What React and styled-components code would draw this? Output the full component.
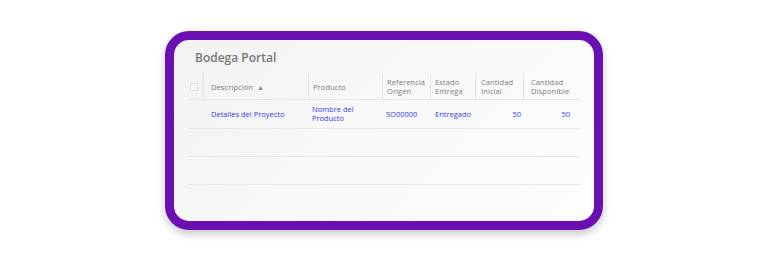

---

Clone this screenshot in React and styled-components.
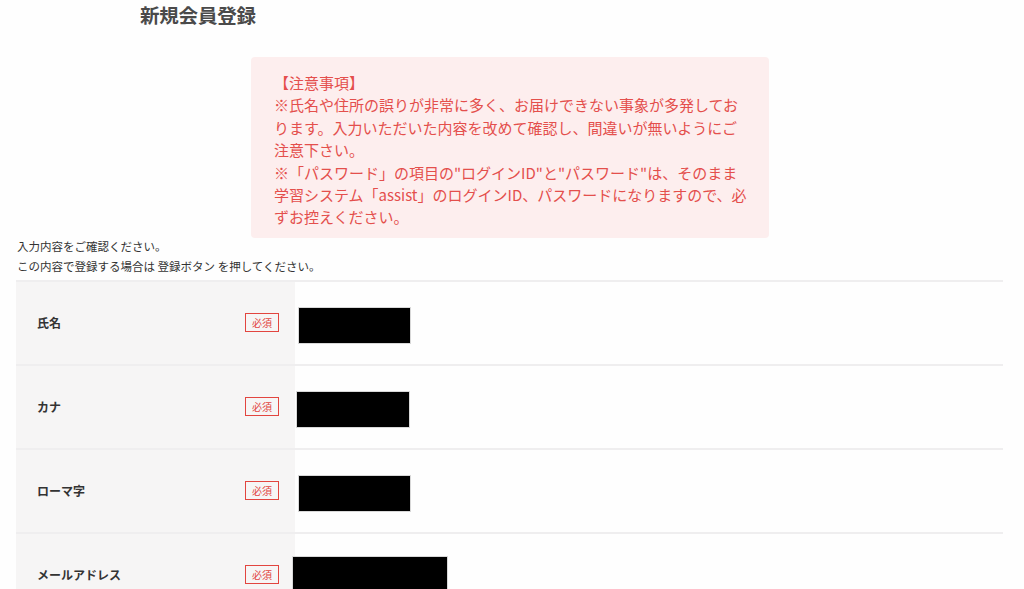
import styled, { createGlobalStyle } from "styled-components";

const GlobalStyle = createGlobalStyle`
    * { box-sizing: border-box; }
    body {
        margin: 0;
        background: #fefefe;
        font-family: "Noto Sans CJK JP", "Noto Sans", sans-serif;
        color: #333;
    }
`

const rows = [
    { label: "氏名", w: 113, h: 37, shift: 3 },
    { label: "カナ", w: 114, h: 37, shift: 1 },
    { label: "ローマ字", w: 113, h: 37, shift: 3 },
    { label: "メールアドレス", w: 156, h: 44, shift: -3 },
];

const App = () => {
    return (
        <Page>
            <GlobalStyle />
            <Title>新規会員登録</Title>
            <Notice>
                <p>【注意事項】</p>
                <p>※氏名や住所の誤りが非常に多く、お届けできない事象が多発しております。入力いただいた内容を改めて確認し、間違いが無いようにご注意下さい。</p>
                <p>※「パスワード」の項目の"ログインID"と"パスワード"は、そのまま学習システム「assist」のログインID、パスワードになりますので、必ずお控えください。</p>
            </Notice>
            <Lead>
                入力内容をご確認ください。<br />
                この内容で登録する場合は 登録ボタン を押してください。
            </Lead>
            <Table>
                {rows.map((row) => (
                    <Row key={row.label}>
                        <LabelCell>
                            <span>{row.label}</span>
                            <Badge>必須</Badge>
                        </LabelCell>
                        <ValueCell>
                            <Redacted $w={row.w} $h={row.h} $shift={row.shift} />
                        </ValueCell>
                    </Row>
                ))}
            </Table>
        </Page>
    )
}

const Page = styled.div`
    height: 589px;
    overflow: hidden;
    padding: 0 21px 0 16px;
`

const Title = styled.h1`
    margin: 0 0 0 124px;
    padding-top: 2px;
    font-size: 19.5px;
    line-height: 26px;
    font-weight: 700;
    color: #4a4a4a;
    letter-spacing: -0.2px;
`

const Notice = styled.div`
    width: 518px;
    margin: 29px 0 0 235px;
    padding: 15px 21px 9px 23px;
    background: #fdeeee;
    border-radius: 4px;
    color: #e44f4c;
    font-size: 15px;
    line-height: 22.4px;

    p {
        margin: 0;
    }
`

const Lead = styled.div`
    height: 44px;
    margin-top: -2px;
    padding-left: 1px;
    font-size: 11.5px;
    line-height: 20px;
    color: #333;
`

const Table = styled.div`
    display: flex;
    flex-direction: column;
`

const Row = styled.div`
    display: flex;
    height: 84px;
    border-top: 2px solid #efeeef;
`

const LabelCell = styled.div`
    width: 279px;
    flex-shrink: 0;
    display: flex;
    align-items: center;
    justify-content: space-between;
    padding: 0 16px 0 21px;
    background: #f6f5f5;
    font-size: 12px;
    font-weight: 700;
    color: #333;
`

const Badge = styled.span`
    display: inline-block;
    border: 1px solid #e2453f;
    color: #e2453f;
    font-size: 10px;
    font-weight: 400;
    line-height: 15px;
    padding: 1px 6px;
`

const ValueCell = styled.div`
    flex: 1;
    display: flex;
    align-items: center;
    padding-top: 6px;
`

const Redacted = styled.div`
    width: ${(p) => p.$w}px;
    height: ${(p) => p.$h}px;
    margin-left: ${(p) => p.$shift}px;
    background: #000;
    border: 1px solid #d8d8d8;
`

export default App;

---

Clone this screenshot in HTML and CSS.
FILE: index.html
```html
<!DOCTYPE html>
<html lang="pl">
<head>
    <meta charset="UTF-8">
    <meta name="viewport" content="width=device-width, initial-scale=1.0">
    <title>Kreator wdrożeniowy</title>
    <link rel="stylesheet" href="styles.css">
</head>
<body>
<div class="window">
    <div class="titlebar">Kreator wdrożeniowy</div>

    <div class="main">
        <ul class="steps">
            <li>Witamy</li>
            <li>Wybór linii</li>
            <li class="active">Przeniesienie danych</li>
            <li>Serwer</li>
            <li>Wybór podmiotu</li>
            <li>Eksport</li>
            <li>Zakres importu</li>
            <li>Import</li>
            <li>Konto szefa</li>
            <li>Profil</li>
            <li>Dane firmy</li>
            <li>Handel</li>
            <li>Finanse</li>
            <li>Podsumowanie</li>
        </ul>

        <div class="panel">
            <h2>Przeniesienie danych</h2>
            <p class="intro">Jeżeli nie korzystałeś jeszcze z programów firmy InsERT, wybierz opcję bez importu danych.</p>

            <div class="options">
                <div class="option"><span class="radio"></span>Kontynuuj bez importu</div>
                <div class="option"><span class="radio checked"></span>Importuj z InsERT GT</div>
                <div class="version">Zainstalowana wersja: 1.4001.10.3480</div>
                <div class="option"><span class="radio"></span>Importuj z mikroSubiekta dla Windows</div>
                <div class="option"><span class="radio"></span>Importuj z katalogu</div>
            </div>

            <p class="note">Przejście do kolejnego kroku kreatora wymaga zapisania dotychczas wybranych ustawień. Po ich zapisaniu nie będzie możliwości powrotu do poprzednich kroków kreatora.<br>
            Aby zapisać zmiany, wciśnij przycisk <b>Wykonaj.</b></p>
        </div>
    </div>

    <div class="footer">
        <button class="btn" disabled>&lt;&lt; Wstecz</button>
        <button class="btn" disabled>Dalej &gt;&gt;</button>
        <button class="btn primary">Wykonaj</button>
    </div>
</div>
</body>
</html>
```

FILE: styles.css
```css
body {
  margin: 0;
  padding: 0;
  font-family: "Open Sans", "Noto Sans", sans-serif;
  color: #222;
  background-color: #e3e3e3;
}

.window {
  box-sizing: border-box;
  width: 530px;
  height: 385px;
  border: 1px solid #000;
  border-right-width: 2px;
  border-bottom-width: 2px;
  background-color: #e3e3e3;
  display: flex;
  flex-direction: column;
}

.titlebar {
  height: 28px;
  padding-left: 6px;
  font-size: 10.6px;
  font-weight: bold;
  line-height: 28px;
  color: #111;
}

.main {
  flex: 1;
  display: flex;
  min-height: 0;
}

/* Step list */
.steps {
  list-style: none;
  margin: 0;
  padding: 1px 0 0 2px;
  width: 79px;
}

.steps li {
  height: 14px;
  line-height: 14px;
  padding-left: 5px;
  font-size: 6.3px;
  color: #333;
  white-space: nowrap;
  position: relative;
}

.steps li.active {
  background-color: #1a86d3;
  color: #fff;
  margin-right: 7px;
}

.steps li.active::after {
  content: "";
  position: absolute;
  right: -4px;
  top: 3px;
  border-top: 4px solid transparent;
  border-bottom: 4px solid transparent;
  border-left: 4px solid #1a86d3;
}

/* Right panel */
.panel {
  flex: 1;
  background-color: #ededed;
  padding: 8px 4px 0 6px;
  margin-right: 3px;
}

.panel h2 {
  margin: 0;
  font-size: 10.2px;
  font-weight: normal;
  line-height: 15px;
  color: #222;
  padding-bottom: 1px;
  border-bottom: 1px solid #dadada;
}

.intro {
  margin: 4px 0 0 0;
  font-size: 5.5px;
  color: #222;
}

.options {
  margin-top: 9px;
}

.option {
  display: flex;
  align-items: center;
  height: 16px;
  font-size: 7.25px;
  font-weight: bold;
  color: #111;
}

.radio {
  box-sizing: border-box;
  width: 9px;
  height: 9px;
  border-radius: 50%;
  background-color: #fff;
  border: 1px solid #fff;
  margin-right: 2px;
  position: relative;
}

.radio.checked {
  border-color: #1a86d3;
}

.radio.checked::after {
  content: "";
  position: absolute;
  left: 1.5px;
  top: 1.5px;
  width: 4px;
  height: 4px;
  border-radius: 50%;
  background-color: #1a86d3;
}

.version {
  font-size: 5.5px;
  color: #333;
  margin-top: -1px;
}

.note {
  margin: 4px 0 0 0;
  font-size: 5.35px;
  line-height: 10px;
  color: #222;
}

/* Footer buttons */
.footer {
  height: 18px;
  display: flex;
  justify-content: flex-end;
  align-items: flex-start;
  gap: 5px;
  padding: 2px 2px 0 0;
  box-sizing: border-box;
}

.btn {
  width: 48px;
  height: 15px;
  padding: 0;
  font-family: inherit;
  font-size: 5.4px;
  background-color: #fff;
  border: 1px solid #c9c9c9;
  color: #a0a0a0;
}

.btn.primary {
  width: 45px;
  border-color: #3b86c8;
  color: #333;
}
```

▶ _GOAL_
Identify the lines of the entries containing the string "this". Copy each such line.

▶ _PROBLEM SOLUTION_
What React and styled-components code would draw this? Output the full component.
Clone this screenshot in React and styled-components.
Clone this screenshot in HTML and CSS.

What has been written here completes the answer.